The rally — which fell on the day after the two-year anniversary of the shooting at Marjory Stoneman Douglas High School in Parkland, Florida — began with teens from the Utah Youth Theatre Conservatory performing a song called “We Will March,” which was written by the group and decries the National Rifle Association.
March for Our Lives and the Gun Violence Prevention Center of Utah organized the event.
Posters were displayed inside the Capitol Rotunda on which event organizers had graded each lawmaker on their efforts to implement gun control legislation.
Speakers focused on a red flag law for Utah, HB229, sponsored for the third time by Rep. Steve Handy, R-Layton, that would allow family members or those close to one deemed at risk to request their firearms be surrendered to law enforcement. They also spoke in support of a universal background check bill, HB109, sponsored by House Minority Leader Brian King, D-Salt Lake City. The protesters urged supporters to make their voices heard on the issue, as they said they were afraid the bills would languish in committees.
Many at the event said they had a personal connection to gun violence.
Carolyn Tuft, a victim of the 2007 shooting at Salt Lake City’s Trolley Square, spoke about losing her daughter, Kirsten Hinckley, to the shooting. Tuft was also shot three times at point-blank range.
“This has torn the lives of our family and friends apart forever. Nobody wants to live this kind of life,” Tuft said, describing how she lost her home and the ability to work due to her injuries.
She believes if a universal background check had been law at the time, as well as a red flag law, the shooting probably wouldn’t have occurred. The 18-year-old who shot the mother and daughter, and killed another four people in the mall that day, had purchased the two guns used in the shooting illegally because he was underage, Tuft noted.
Attendee Chiemi Maloy told the Deseret News she lost a family member to suicide due to an “easily available” gun.

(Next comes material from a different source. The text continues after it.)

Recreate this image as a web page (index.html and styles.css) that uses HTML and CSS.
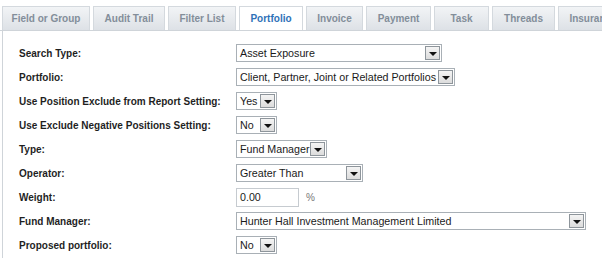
FILE: index.html
```html
<!DOCTYPE html>
<html lang="en">
<head>
    <meta charset="UTF-8">
    <title>Portfolio Search</title>
    <link rel="stylesheet" href="styles.css">
</head>
<body>
    <div class="tabs">
        <div class="tab tab-field">Field or Group</div>
        <div class="tab tab-audit">Audit Trail</div>
        <div class="tab tab-filter">Filter List</div>
        <div class="tab tab-portfolio active">Portfolio</div>
        <div class="tab tab-invoice">Invoice</div>
        <div class="tab tab-payment">Payment</div>
        <div class="tab tab-task">Task</div>
        <div class="tab tab-threads">Threads</div>
        <div class="tab tab-insurance">Insurance</div>
    </div>

    <div class="panel">
        <div class="row">
            <label>Search Type:</label>
            <span class="select w-search"><span class="value">Asset Exposure</span><span class="arrow"></span></span>
        </div>
        <div class="row">
            <label>Portfolio:</label>
            <span class="select w-portfolio"><span class="value">Client, Partner, Joint or Related Portfolios</span><span class="arrow"></span></span>
        </div>
        <div class="row">
            <label>Use Position Exclude from Report Setting:</label>
            <span class="select w-yesno"><span class="value">Yes</span><span class="arrow"></span></span>
        </div>
        <div class="row">
            <label>Use Exclude Negative Positions Setting:</label>
            <span class="select w-yesno"><span class="value">No</span><span class="arrow"></span></span>
        </div>
        <div class="row">
            <label>Type:</label>
            <span class="select w-type"><span class="value">Fund Manager</span><span class="arrow"></span></span>
        </div>
        <div class="row">
            <label>Operator:</label>
            <span class="select w-operator"><span class="value">Greater Than</span><span class="arrow"></span></span>
        </div>
        <div class="row">
            <label>Weight:</label>
            <span class="field"><span class="input">0.00</span><span class="unit">%</span></span>
        </div>
        <div class="row">
            <label>Fund Manager:</label>
            <span class="select w-manager"><span class="value">Hunter Hall Investment Management Limited</span><span class="arrow"></span></span>
        </div>
        <div class="row">
            <label>Proposed portfolio:</label>
            <span class="select w-yesno"><span class="value">No</span><span class="arrow"></span></span>
        </div>
    </div>
</body>
</html>
```
FILE: styles.css
```css
/* Reset */
* {
    margin: 0;
    padding: 0;
    box-sizing: border-box;
}

body {
    font-family: 'Liberation Sans', Arial, sans-serif;
    background: #ffffff;
    color: #1a1a1a;
    width: 602px;
    height: 258px;
    overflow: hidden;
}

/* Tab strip */
.tabs {
    display: flex;
    gap: 3px;
    padding: 6px 0 0 2px;
    height: 31px;
    border-bottom: 1px solid #cfd4d9;
    white-space: nowrap;
    overflow: hidden;
}

.tab {
    flex-shrink: 0;
    height: 24px;
    border: 1px solid #d4d9de;
    border-bottom: none;
    background: linear-gradient(#f2f4f6, #dde1e6);
    color: #838e9a;
    font-size: 10px;
    font-weight: bold;
    line-height: 23px;
    text-align: center;
    overflow: hidden;
}

.tab.active {
    height: 25px;
    background: #ffffff;
    color: #2f72b8;
}

.tab-field { width: 88px; }
.tab-audit { width: 72px; }
.tab-filter { width: 68px; }
.tab-portfolio { width: 64px; }
.tab-invoice { width: 57px; }
.tab-payment { width: 65px; }
.tab-task { width: 55px; }
.tab-threads { width: 63px; }
.tab-insurance { width: 70px; }

/* Form panel */
.panel {
    border-left: 1px solid #cfd4d9;
    margin-left: 2px;
    height: 227px;
    padding: 10px 0 0 16px;
}

.row {
    display: flex;
    align-items: center;
    height: 24px;
}

.row label {
    width: 217px;
    flex-shrink: 0;
    font-size: 10px;
    font-weight: bold;
    color: #1f1f1f;
}

/* Drop-down look */
.select {
    display: inline-flex;
    align-items: center;
    justify-content: space-between;
    height: 18px;
    border: 1px solid #a9b0b6;
    background: #ffffff;
    font-size: 10.7px;
}

.select .value {
    padding-left: 3px;
    white-space: nowrap;
}

.select .arrow {
    position: relative;
    width: 15px;
    height: 14px;
    margin-right: 1px;
    border: 1px solid #8e959b;
    background: linear-gradient(#f4f4f4, #dcdcdc);
}

.select .arrow::after {
    content: "";
    position: absolute;
    left: 3px;
    top: 5px;
    border-left: 4px solid transparent;
    border-right: 4px solid transparent;
    border-top: 4px solid #111111;
}

.w-search { width: 206px; }
.w-portfolio { width: 219px; }
.w-yesno { width: 41px; }
.w-type { width: 91px; }
.w-operator { width: 127px; }
.w-manager { width: 350px; }

/* Text field */
.field {
    display: inline-flex;
    align-items: center;
}

.input {
    width: 63px;
    height: 19px;
    line-height: 17px;
    padding-left: 3px;
    border: 1px solid #c6cbd0;
    font-size: 10.7px;
}

.unit {
    margin-left: 7px;
    font-size: 10px;
    color: #777777;
}
```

“It was important to me before then, and it will be even more important to me as it keeps happening to more families. But it is personal to my family, and it is something that I did not experience in my high school growing up, in elementary through high school. I wasn’t part of generation lockdown, I didn’t have that same fear,” Maloy explained.
“And seeing how that’s escalated in kids today is not just heartbreaking but infuriating that things are not changing fast enough, and that kids keep going through lockdown and keep going through scared. And I really want that to change,” she said.
Rosemary Lesser said she cares about the issue “as a mother, as a grandmother.”
“I absolutely am here to support legislative efforts to decrease gun violence. I support common sense gun laws that do not abridge the Second Amendment. I mean, everybody knows that we don’t allow some machine guns to be sold. We can do the same thing with assault weapons,” Lesser said.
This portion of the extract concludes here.